_GIVEN INSTRUCTION:_ Show only lines that include "styles".

+++++

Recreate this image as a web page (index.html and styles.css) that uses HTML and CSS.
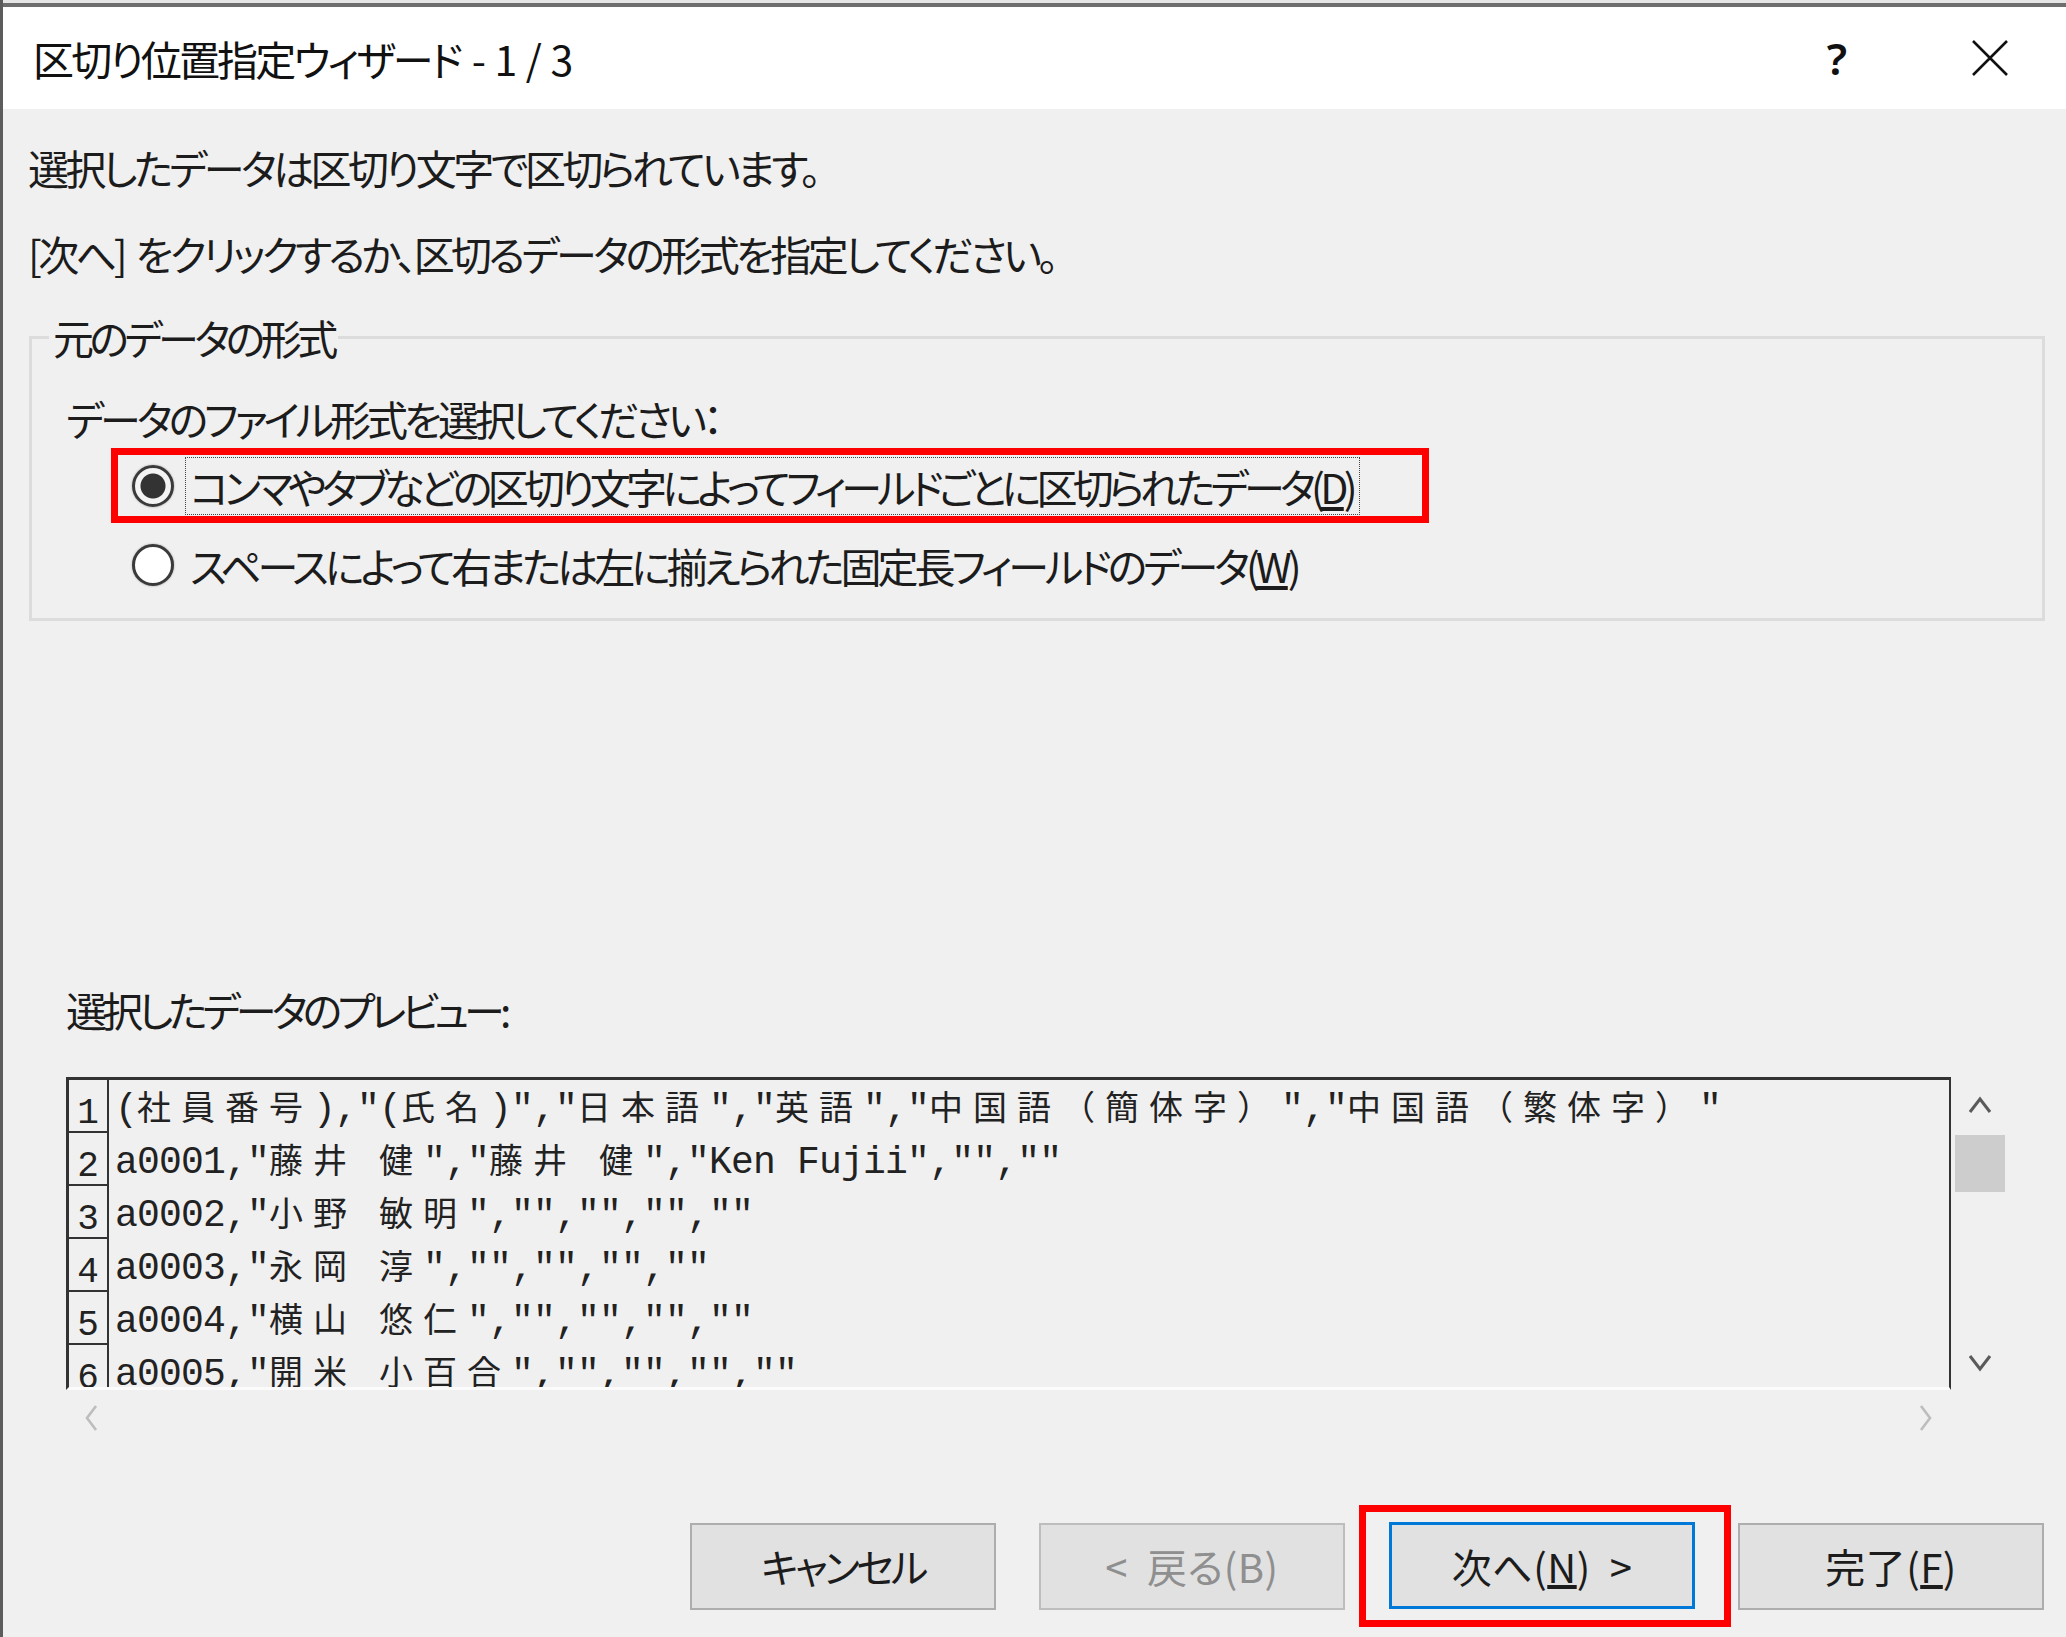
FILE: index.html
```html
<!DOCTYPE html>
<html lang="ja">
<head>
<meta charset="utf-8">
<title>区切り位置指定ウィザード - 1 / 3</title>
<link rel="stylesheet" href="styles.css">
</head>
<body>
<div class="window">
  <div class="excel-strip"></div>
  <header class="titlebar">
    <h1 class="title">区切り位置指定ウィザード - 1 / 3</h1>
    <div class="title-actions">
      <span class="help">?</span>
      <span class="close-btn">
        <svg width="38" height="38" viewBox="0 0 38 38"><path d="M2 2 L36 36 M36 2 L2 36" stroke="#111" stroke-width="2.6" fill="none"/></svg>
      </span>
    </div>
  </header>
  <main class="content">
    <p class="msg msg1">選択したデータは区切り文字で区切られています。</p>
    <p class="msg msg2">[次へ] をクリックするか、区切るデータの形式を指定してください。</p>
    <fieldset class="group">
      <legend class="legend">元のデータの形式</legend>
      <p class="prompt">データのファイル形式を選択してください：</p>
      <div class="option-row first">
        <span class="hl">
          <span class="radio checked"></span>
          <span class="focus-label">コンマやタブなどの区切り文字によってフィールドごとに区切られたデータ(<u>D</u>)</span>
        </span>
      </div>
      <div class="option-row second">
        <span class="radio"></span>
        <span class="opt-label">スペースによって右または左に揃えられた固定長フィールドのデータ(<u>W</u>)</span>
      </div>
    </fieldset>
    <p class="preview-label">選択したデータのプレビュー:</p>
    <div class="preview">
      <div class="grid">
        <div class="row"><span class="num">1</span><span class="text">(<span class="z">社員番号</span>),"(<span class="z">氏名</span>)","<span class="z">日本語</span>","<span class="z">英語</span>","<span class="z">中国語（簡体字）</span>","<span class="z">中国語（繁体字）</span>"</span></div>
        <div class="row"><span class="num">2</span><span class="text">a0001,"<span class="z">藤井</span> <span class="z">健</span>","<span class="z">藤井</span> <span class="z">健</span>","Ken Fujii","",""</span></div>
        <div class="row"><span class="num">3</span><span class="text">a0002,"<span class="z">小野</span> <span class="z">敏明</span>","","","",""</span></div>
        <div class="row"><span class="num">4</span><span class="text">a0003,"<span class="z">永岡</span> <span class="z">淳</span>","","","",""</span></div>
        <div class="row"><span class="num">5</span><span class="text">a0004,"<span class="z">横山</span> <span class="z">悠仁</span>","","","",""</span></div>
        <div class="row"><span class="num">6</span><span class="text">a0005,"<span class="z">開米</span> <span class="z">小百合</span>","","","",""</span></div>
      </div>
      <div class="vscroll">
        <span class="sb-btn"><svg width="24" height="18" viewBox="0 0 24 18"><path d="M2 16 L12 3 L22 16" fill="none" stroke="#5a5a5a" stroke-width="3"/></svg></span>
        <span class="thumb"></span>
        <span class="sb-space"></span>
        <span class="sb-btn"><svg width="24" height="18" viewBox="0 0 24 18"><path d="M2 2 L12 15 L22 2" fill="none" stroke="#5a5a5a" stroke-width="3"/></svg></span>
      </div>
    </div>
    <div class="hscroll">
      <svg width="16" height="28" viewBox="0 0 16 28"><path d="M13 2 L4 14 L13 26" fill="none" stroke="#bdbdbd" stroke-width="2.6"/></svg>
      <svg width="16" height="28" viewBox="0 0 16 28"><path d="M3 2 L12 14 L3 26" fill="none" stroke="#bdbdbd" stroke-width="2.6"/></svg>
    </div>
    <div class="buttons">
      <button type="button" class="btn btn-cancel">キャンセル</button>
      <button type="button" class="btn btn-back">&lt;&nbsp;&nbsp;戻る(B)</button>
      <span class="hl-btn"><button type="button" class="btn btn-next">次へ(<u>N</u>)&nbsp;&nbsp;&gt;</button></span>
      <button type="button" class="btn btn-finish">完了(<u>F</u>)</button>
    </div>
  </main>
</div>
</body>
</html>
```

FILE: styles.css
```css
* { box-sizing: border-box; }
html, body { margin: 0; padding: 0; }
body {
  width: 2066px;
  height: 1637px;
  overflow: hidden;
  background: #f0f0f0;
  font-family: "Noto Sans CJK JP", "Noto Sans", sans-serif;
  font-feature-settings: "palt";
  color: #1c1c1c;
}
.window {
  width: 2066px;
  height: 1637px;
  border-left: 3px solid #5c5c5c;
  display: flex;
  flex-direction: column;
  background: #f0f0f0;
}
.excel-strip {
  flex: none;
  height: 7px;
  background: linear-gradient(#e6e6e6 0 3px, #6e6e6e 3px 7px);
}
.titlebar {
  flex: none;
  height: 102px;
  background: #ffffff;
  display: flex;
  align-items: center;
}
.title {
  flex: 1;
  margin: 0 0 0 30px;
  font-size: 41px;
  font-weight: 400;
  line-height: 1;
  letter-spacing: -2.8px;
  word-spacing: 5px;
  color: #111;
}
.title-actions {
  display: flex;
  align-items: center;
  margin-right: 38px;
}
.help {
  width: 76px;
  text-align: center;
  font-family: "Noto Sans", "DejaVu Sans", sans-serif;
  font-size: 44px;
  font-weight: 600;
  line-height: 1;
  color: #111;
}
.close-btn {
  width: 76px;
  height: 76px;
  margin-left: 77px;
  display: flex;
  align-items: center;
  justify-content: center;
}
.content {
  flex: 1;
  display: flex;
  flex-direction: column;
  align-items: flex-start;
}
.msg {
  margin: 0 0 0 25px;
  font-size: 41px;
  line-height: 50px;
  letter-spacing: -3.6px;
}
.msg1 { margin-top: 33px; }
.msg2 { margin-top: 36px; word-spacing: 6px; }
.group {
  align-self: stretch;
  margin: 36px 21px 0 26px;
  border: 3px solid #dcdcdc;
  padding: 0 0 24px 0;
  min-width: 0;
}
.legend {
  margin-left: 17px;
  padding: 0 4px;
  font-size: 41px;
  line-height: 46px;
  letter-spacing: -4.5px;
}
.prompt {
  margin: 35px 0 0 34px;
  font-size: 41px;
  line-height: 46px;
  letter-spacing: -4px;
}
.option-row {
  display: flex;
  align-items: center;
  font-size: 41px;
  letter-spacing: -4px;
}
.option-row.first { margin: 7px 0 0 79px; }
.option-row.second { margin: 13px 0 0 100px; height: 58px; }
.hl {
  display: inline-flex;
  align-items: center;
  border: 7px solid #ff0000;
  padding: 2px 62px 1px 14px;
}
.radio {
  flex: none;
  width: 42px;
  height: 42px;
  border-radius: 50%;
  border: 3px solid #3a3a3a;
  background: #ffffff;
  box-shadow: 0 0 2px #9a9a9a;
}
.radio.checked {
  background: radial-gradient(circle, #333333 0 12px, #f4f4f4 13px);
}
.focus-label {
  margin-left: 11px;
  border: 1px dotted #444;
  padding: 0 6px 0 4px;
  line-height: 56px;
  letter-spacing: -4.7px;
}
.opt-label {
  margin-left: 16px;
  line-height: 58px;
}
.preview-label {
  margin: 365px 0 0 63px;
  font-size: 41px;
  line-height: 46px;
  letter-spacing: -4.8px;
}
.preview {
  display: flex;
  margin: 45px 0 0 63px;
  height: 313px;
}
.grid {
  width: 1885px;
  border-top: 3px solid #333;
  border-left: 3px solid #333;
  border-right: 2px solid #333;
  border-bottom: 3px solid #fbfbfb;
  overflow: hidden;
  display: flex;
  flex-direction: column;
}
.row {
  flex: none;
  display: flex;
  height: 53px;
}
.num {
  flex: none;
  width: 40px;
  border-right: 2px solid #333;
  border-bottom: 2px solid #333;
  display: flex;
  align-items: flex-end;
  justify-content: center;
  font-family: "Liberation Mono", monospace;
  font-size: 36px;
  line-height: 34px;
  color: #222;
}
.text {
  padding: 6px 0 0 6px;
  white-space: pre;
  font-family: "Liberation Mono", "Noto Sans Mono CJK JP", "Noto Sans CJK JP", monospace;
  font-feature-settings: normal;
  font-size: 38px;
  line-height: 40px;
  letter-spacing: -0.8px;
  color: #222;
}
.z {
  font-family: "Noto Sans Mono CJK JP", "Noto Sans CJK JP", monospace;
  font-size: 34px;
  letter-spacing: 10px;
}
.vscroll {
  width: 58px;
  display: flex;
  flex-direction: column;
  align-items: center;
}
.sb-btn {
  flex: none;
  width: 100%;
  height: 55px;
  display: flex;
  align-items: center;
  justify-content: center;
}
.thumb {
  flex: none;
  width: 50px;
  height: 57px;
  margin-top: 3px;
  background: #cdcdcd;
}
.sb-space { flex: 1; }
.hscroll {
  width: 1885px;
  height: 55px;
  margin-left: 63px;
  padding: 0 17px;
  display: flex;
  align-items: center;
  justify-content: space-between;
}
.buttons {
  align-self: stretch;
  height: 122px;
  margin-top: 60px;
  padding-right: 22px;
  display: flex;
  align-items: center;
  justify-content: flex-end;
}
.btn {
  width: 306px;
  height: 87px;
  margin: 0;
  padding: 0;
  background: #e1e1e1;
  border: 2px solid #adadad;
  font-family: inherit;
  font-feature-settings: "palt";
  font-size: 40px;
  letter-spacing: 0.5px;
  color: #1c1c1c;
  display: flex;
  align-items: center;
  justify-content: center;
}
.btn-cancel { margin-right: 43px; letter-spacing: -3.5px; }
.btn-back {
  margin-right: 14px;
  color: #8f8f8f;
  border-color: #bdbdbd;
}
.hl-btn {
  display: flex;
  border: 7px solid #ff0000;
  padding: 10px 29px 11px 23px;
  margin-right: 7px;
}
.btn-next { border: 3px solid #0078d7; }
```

+++++

_CORRECT RESULT:_
Recreate this image as a web page (index.html and styles.css) that uses HTML and CSS.
<link rel="stylesheet" href="styles.css">
FILE: styles.css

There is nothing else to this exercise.